Over 2008, IT departments and staff can look forward to a number of upgrade projects for their computer system infrastructure. According to Gartner, Inc., the number of PC shipments during fourth quarter 2007 increased 13.1% over the same period in 2006. Global PC shipments during 2007 increased 13.4% over 2006 – equating to 271.2 million units in 2007.

While a slower economy than in previous years may lower the number of units, the fact that organizations have been investing in new units shows that Hardware Life-cycle Managementis still a mainstay of corporate IT’s responsibilities and will continue to be such.

IT professionals realize that scheduled change is a pattern for the industry. Whether this change involves accommodating new users, replacing old servers, or upgrading staff to newer systems, there is always change within the computer organization. Sometimes it is easy to only rely on hardware or software budgets for your roadmap. However, these budgets may be short-sighted and lack proper planning. Using accounting budgets alone to manage hardware may not take into consideration the overall life span of the equipment.

Equipment/software life-cycles and your road map
Managing IT equipment and product life-cycles is an important function of IT department staff. As a goal, equipment life-cycle management should reduce failures and data-loss because computer equipment is replaced before it fails, and it should reduce the total cost of equipment management over its lifetime. Depending on the organization, equipment life-cycles are based on different criteria.

•    Warranty expiration: If your IT infrastructure has a mix of equipment in place, with different makes and types of equipment, then your warranty-based product life-cycle management will be complicated. Using this approach is not only short-sighted, it also mirrors the first time you bought the equipment. Consider the expanding department who needs to plead with the CFO or budgetary manager for a non-planned equipment purchase. Three years later when the warranty expires, the department will be back again on their knees begging for replacements or an extension to the expiring warranties. Whichever the case, it will be an unplanned expense.

•    Waiting until equipment fails: In our economy, budgets are tight and management rightfully wants to get the most production or usage out of a piece of equipment before having to replace it. This approach is very risky and will usually cost more in the end.  IT equipment rarely fails at a “convenient” time.  If you’re lucky, the failure occurs during a slower period and your IT department is equipped to get you back up and running quickly.  In reality, this is not usually the case. Consider the real cost of equipment failure if it is month-end or year-end and the server with the financial data crashes; or a company has just secured a large contract and at the eleventh hour, one or more workstations fails or becomes intermittent causing wasted downtime on the project and inefficient use of personnel resources.

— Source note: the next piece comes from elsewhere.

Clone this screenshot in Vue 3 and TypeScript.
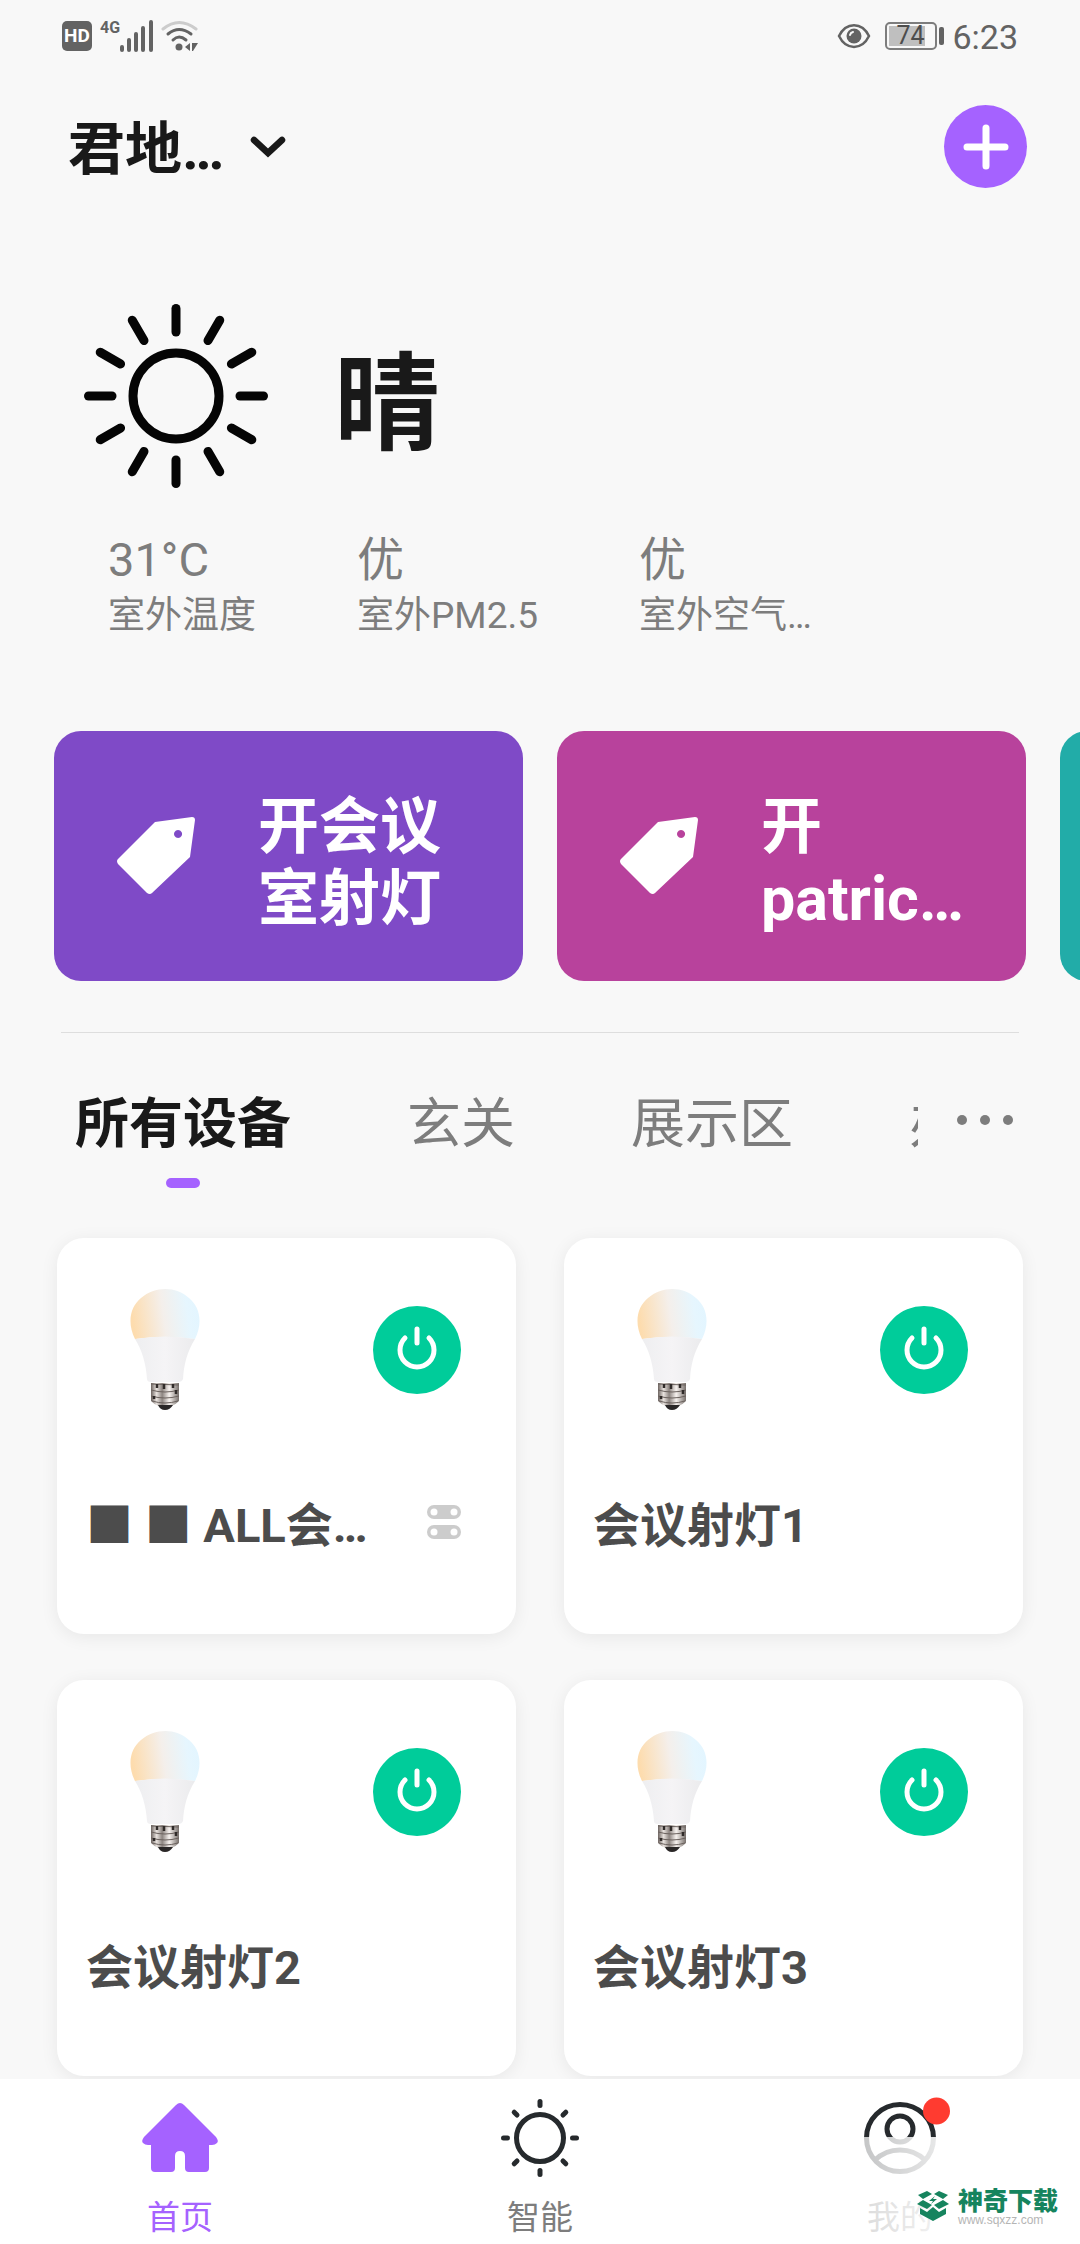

•    Capital expense budgets: Some IT departments base their product life-cycles on departmental accounting policies for capital expense purchases. Of course, this alternative method can have a knock-on effect when there is a business need for expansion and this wasn’t considered in the fiscal budget. Additionally, in larger user environments, departments may have control of their own capital expense budgets, so there may be many departments with different budget needs. When the life-cycle of one department’s equipment is complete, the number of fragmented purchases may actually reduce your company’s buying power. In contrast, a more structured approach would concentrate equipment purchases to various times throughout the year. This method is preferred by CFO or budget managers who will use a predefined purchase allocation per business unit or department to facilitate budget planning for the next year.